Deputy leader of the council, Darren Hale, has represented the KWL management on local radio and at times sounded more like a corporate boss justifying the race to the bottom than a Labour councillor. He spoke about the need to make "efficiencies" and implied that the current sick pay scheme was better than what most workers in Hull enjoy. This sort of language is used by the bosses to justify the 'race to the bottom'.
Hale went on to attack the GMB union, claiming that they did not represent the whole workforce. Hale should be ashamed of trying to divide the workforce by playing one union off against another.
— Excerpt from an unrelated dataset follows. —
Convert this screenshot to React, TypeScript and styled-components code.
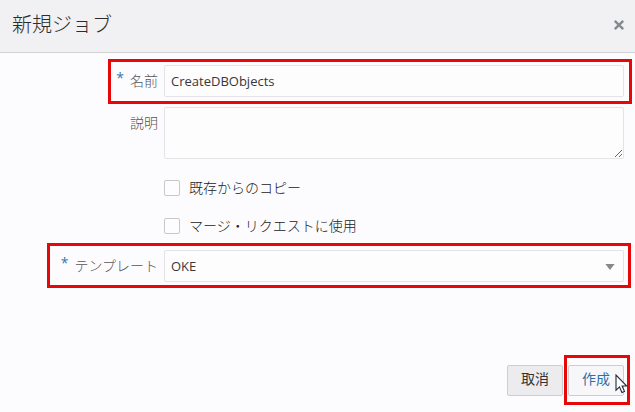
import React from "react";
import styled, { createGlobalStyle, css } from "styled-components";

const GlobalStyle = createGlobalStyle`
  *, *::before, *::after { box-sizing: border-box; }
  body {
    margin: 0;
    background: #fcfcfe;
    color: #383838;
    font: 14px/20px "Open Sans", "Noto Sans CJK JP", sans-serif;
  }
  button, input, select, textarea { font: inherit; color: inherit; margin: 0; }
`;

const Dialog = styled.div`
  width: 100%;
`;

const Header = styled.header`
  display: flex;
  align-items: center;
  justify-content: space-between;
  height: 53px;
  padding: 0 10px 2px 12px;
  background: #f1f1f3;
  border-bottom: 1px solid #d3d3d5;
`;

const Title = styled.h1`
  margin: 0;
  color: #2c2c2c;
  font-size: 20px;
  line-height: 28px;
  font-weight: 300;
`;

const CloseButton = styled.button`
  display: flex;
  padding: 0;
  border: 0;
  background: none;
  color: #858a8e;
`;

const Form = styled.form`
  display: block;
  padding: 12px 11px 0 0;
`;

const Row = styled.div<{ $gap?: number }>`
  position: relative;
  display: grid;
  grid-template-columns: 158px minmax(0, 1fr);
  column-gap: 6px;
  margin-bottom: ${(p) => p.$gap ?? 10}px;
`;

const Label = styled.label`
  padding-top: 6px;
  text-align: right;
  color: #555;
  font-weight: 300;
`;

const Required = styled.span`
  margin-right: 6px;
  color: #3a76b0;
  font-weight: 400;
  line-height: 14px;
  vertical-align: 3px;
`;

const field = css`
  display: block;
  width: 100%;
  border: 1px solid #e4e4e6;
  border-radius: 2px;
  background: #fdfdfe;
  padding: 0 6px;
  outline: 0;
`;

const TextInput = styled.input`
  ${field}
  height: 32px;
  font-size: 13px;
`;

const TextArea = styled.textarea`
  ${field}
  height: 52px;
  resize: both;
`;

const SelectWrap = styled.div`
  position: relative;
`;

const Select = styled.select`
  ${field}
  height: 32px;
  appearance: none;
  font-size: 13px;
`;

const Arrow = styled.svg`
  position: absolute;
  right: 9px;
  top: 14px;
  pointer-events: none;
`;

const CheckLabel = styled.label`
  display: flex;
  grid-column: 2;
  align-items: center;
  gap: 9px;
  height: 20px;
  color: #222;
  font-weight: 300;
`;

const Checkbox = styled.input`
  appearance: none;
  width: 16px;
  height: 16px;
  border: 1px solid #c8c8ca;
  border-radius: 2px;
  background: #fdfdfe;
`;

const Highlight = styled.span<{ $inset: string }>`
  position: absolute;
  inset: ${(p) => p.$inset};
  border: 3px solid #e60708;
  pointer-events: none;
`;

const Footer = styled.footer`
  display: flex;
  justify-content: flex-end;
  gap: 5px;
  padding: 83px 0 15px;
`;

const ActionWrap = styled.div`
  position: relative;
`;

const Button = styled.button<{ $primary?: boolean }>`
  width: 56px;
  height: 31px;
  padding: 0 0 3px;
  border: 1px solid #cdced0;
  border-radius: 2px;
  background: ${(p) => (p.$primary ? "#f7f7f9" : "#ececee")};
  color: ${(p) => (p.$primary ? "#2f70a8" : "#333")};
`;

const Cursor = styled.svg`
  position: absolute;
  left: 47px;
  top: 9px;
  pointer-events: none;
`;

export default function App() {
  return (
    <Dialog role="dialog" aria-labelledby="dialog-title">
      <GlobalStyle />
      <Header>
        <Title id="dialog-title">新規ジョブ</Title>
        <CloseButton type="button" aria-label="閉じる">
          <svg width="12" height="12" viewBox="0 0 12 12" fill="none" stroke="currentColor" strokeWidth="2.4">
            <path d="M1.8 1.8l8.4 8.4M10.2 1.8l-8.4 8.4" />
          </svg>
        </CloseButton>
      </Header>
      <Form onSubmit={(e) => e.preventDefault()}>
        <Row>
          <Label htmlFor="job-name">
            <Required>*</Required>名前
          </Label>
          <TextInput id="job-name" defaultValue="CreateDBObjects" required spellCheck={false} />
          <Highlight $inset="-6px -8px -7px 108px" />
        </Row>
        <Row $gap={19}>
          <Label htmlFor="job-description">説明</Label>
          <TextArea id="job-description" />
        </Row>
        <Row $gap={18}>
          <CheckLabel>
            <Checkbox type="checkbox" />
            既存からのコピー
          </CheckLabel>
        </Row>
        <Row $gap={14}>
          <CheckLabel>
            <Checkbox type="checkbox" />
            マージ・リクエストに使用
          </CheckLabel>
        </Row>
        <Row $gap={0}>
          <Label htmlFor="job-template">
            <Required>*</Required>テンプレート
          </Label>
          <SelectWrap>
            <Select id="job-template" defaultValue="OKE" required>
              <option>OKE</option>
            </Select>
            <Arrow width="10" height="6" viewBox="0 0 10 6" fill="#85898c">
              <path d="M0.4 0h9.2L5 6z" />
            </Arrow>
          </SelectWrap>
          <Highlight $inset="-7px -7px -6px 47px" />
        </Row>
        <Footer>
          <Button type="button">取消</Button>
          <ActionWrap>
            <Button type="submit" $primary>
              作成
            </Button>
            <Highlight $inset="-10px -6px -9px -4px" />
            <Cursor width="13" height="20" viewBox="0 0 13 20">
              <path
                d="M1 1v15.2l3.5-3.3 2.4 5.6 2.6-1.1-2.4-5.4h4.7z"
                fill="#fff"
                stroke="#222a38"
                strokeWidth="1.1"
              />
            </Cursor>
          </ActionWrap>
        </Footer>
      </Form>
    </Dialog>
  );
}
BBC interviewer James Piekos reminded Hale that earlier in the year, he had stood on a picket line demanding that FCC (a private company that handles waste recycling in the city) give their workers a decent sick pay scheme. Yet here he was, six months later, attacking his own workforce's sick pay.
The lobby was upbeat with 40 workers taking part. Flags of council unions GMB, Unite and Unison were flying, giving the lie to the idea that it was just the GMB. To its credit, North Hull CLP allowed a speaker into the meeting and gave the workers a big round of applause.
The hope now is that management will back down. But if they don't, the workers are clear that the campaign will escalate.
If KWL management, together with the city council and wider labour movement, were to campaign against the cuts and austerity, they could build a mass campaign for the resources Hull desperately needs.